The good news is that automation and artificial intelligence have never been smarter. AI tools can find patterns and draw correlations that would be prohibitively time-consuming or expensive for a human marketing team to sift through, generating personalized content suggestions and sending pertinent emails designed to be as helpful and timely as possible.
How To Personalize Your Content Marketing
Personalization can take a lot of forms — your strategy will depend on your business, your industry, your resources, and your customers — but here are a few broad-strokes tips to help you get started.
Use People’s Real Names
Ever gotten a piece of mail addressed to “Current Resident”? Did it make you feel warm and fuzzy inside, like that company genuinely wanted to help you out? We didn’t think so. Using a customer’s real name in email communications and on landing pages is a simple touch, but one that will help give your company a personable face.
Segment Your Email Database
If you’re sending marketing emails, you need to be using segmentation. At its most basic level, segmenting allows you to send different emails to different people — customers with different job titles or locations, for example. But when you really dive into it, segmenting can be much more powerful than that.
With the right tools, you can segment by people that have yet to use certain features of your product, or people that haven’t read the educational materials, and email them to see if they need more help. You can segment by people who have paid monthly for more than eight months and send them an email about how much they could save with a yearly subscription. You can find the people that are heavily utilizing the basic service tier of your product and offer them a discount on an upgrade. The possibilities are endless!
Set Up Targeted Landing Pages
A landing page is usually pretty simple — a few paragraphs of text, a basic form, and then a CTA to download a whitepaper or sign up for a newsletter.

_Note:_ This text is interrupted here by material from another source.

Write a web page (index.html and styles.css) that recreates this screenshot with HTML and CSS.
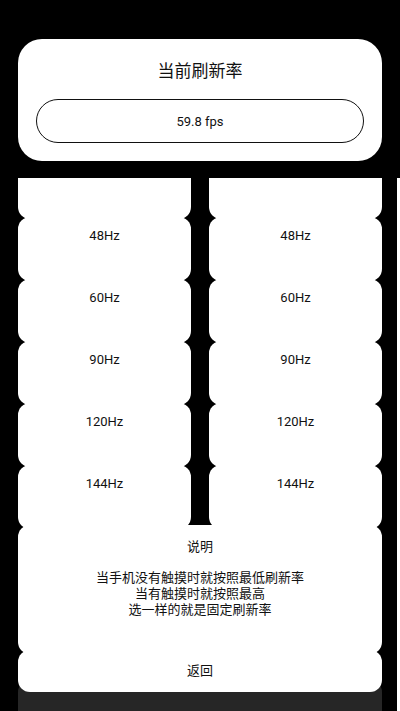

Since it’s so easy to duplicate that page and create copies with slightly different copy or graphics, you can set up landing pages dedicated to certain segments of your customer base, much like email.
Swap out the photo in the background based on the user’s location or time of year. Change up the copy depending on whether they clicked through from email or social media. Change the offer on the page for repeat customers versus first timers. Again, the exact strategy will be different depending on your business, but you have room to experiment! Try out a few options, run the analytics, and see what’s working.
Interact on Social Media
Customers these days are more and more likely to do at least part of their buying research on social media, even for B2B applications. Automated processes like bots and targeted ads can help you reach out to more people in more places, but you’re also going to have to get into the weeds and interact with people one on one. If people visit your product’s page with more complicated questions, it pays to have a real person ready to answer them.
The Bottom Line
The more you personalize your marketing, the more time you’ll have to spend on each piece of your strategy — and that means reaching fewer total people than if you were simply pushing the same message to everyone you can reach.
But the point of personalized messaging isn’t to reach the maximum number of people — it’s to reach exactly the right people in exactly the right way to forge a personal connection that cuts through the clutter of marketing that customers are inundated with on a daily basis. If you can add a personal touch to your messaging, you’ll stand out from the crowd and build loyalty that mere exposure will never achieve.